At 51, the reigning Canadian Club Champions champion believes his two extended periods away from the game have kept his competitive juices flowing into his fifth decade.
That includes his time as a professional, playing on the Canadian Tour, Australia Tour, Asia Tour and what is now the U.S. Nationwide Tour.
He made some money and played with some of the best golfers in the history of the game.
Players like Greg Norman, Ian Woosnam, Bernhard Langer, Raymond Floyd, Gary Player and Payne Stewart.
“I remember playing with them, they certainly wouldn’t remember playing with me,” said Harper.
He won the B.C. Junior title in 1974 and the B.C. Amateur in 1980, one year after PGA great Fred Couples of Seattle won the title.

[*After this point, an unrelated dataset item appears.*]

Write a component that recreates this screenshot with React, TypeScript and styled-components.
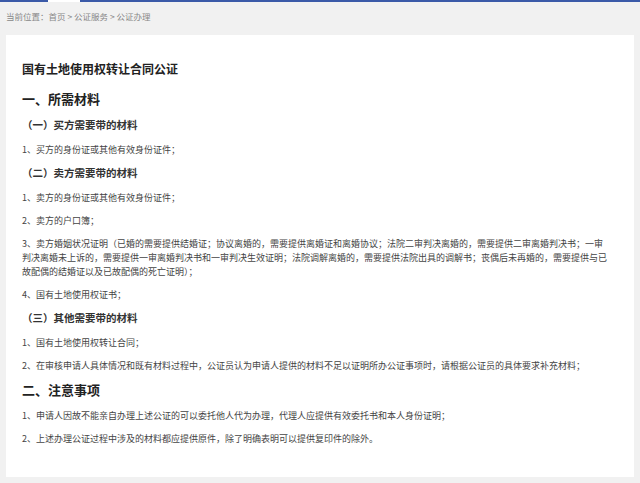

He turned professional at the end of 1980.
“The first couple of years were a little tougher then it started getting good. I had a lot of fun playing in Australia and Asia. My wife and I went to Australia and Asia on a five-month trip and it was great. I came back and went across Canada and played in different tournaments. The next fall I went back down by myself for about seven weeks. That’s when I thought maybe it’s time to move on.”
He retired from the pro scene in 1988 and got married.
He got his amateur status back in 1994 then proceeded to win $52,000 and other gifts by sinking a hole in one at the Pacific Open in Vancouver in 1995, forcing him to relinquish his amateur status again.
“Then I had kids and golf wasn’t a priority anymore,” said Harper.
Harper lost his wife, Sandra, to cancer in 2002.
At the time he wasn’t too keen on returning to competitive golf, but his passion for the game slowly returned after he reapplied for his amateur status two years ago.
“I’m quite invigorated about it, really,” said Harper.
“If I played golf for all of those years, competitively, there’s a burnout time. For not really playing anything but a couple of scrambles with friends through the course of each year, you kind of feel like a junior again. It’s kind of fun playing against the young guys.”
His summer dance card is full. He’ll play in the B.C. Amateur championship at Marine Drive in Vancouver July 22-25, represent B.C. at the Pacific Coast Amateur Championship, Aug. 5-8 at Royal Colwood Golf Course, the Canadian Men’s Amateur on Lethbridge, Alta. Aug. 10-14 (if he qualifies) and play for his province at the Canadian Men’s Mid-Amateur golf championships at Pheasant Glen Golf Resort in Qualicum Aug. 18-22.
All the success he’s had in qualifying for tournaments comes with a price, though.
For the second straight year, he’ll have to skip the Nanaimo Amateur due to conflicting events.